- Task directions
Set the lines down again exactly, first line through the line that contains "apply for ethiopian", with no pictures.

Start of Material for the task

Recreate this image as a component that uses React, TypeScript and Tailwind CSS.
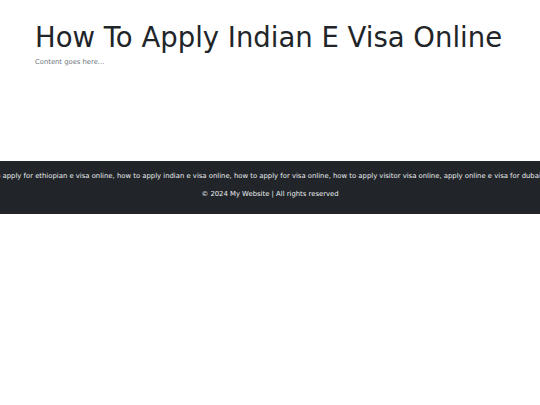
export default function App() {
  const keywords =
    "how to apply for ethiopian e visa online, how to apply indian e visa online, how to apply for visa online, how to apply visitor visa online, apply online e visa for dubai";

  return (
    <div className="min-h-[405px] bg-white font-['DejaVu_Sans',sans-serif] text-[#212529]">
      <main className="px-[35px] pt-[18px] h-[161px]">
        <h1 className="text-[27.5px] leading-[38px] font-normal">How To Apply Indian E Visa Online</h1>
        <p className="text-[6.8px] leading-[10px] text-[#6c757d] mt-[1px]">Content goes here...</p>
      </main>
      <footer className="bg-[#212529] text-[#e9ecef] h-[53px] pt-[10px] overflow-hidden">
        {/* keyword strip is wider than the page, so it spills off both sides */}
        <div className="flex justify-center whitespace-nowrap text-[6.85px] leading-[10px] pr-[22px]">
          <span>{keywords}</span>
        </div>
        <p className="text-center text-[6.85px] leading-[10px] mt-[7.5px]">© 2024 My Website | All rights reserved</p>
      </footer>
    </div>
  );
}
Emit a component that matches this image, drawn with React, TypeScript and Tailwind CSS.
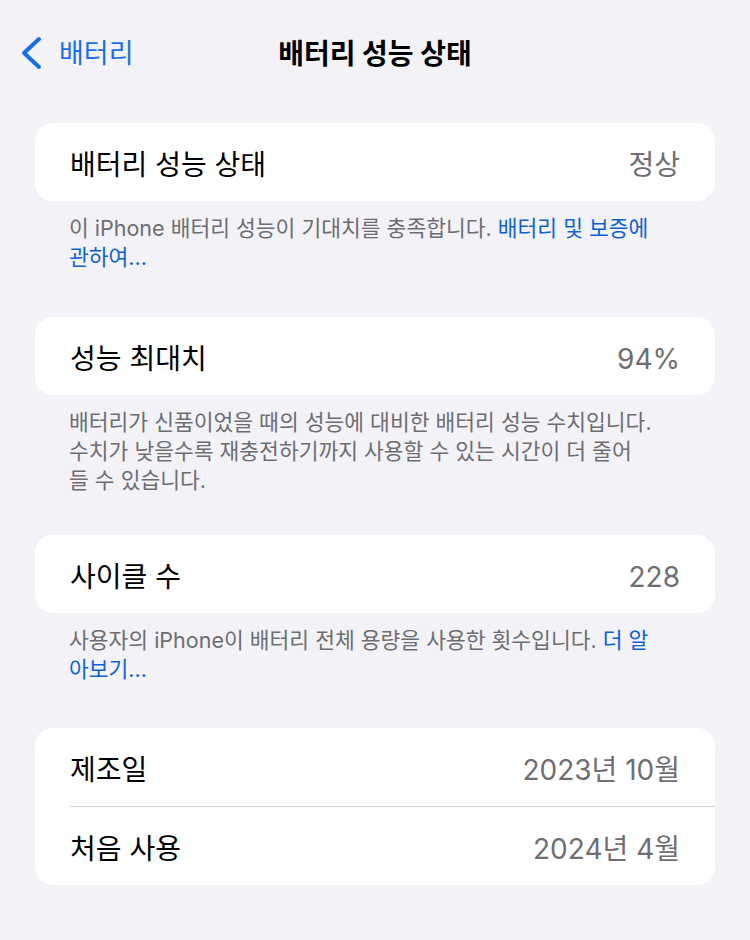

End of Material for the task

- Task output
Recreate this image as a component that uses React, TypeScript and Tailwind CSS.
export default function App() {
  const keywords =
    "how to apply for ethiopian e visa online, how to apply indian e visa online, how to apply for visa online, how to apply visitor visa online, apply online e visa for dubai";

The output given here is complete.